STAVA IN UN ANGOLO DEL PALAZZO MASSA E IL RISTORANTE CALDORA NE E’ STATO UN SATELLITE
26 FEBBRAIO 2017 – C’era un “vaschione” anche a Pacentro e celebrava l’acqua della Majella sgorgante direttamente in piazza, per la gioia di un intero paese che vi si specchiava. Ora sono rimaste solo le facce, i “mammocci” che non ambiscono ad essere mascheroni ormai corrosi dal tempo, ma che hanno dissetato migliaia di persone, i bisnonni di Madonna e gli altri migranti, ma pure quelli che sono rimasti con ostinazione a presidiare palazzi e piazze costruiti per una cittadina al di sotto del gigante che dorme e ora racchiusasi a paese.
Stava in un lembo del Palazzo Massa, quello stesso ripreso in una cartolina che donna Enrichetta scriveva al marito Francesco Sardi de Letto con l’indicazione “parte del mio nido”, in un epistolario stupendo del primo Novecento, intriso di struggimenti gozzaniani e di eroiche aspettative per la guerra mondiale, da qui molto lontana, ma qui molto sentita perché sul fronte c’erano pacentrani e sulmonesi in gran numero.
Per far largo ad un ampliamento di una strada, la vasca della storica fontana è stata rimossa e sul muro sono rimasti solo i mammoccetti, a far intendere per chi non sa, che ci potesse stare una sorta di gogna.
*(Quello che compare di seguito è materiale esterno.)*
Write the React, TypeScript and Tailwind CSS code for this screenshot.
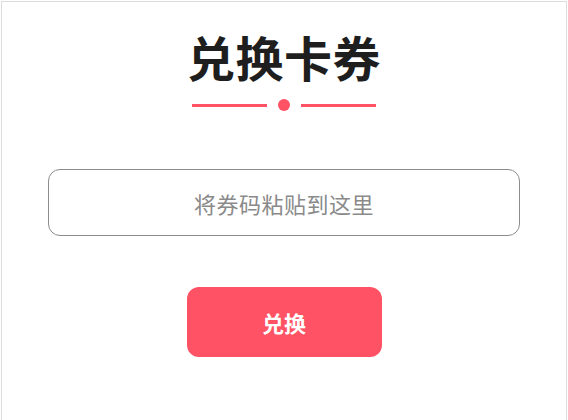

Ci dà notizie preziose Carmine Cercone, che ci parla proprio di “un vaschione” e che da questa piazza non s’è mai allontanato nei cinquanta anni di ristorazione: prima accanto alla nuova fontana, poi nel palazzo Gravina, di fronte a quello Massa, poi vicino all’arco che mena a San Leonardo, confinante con una chiesina. Il mondo può ruotare intorno a un vaschione, che in genere porta bene, perchè l’acqua feconda la vita.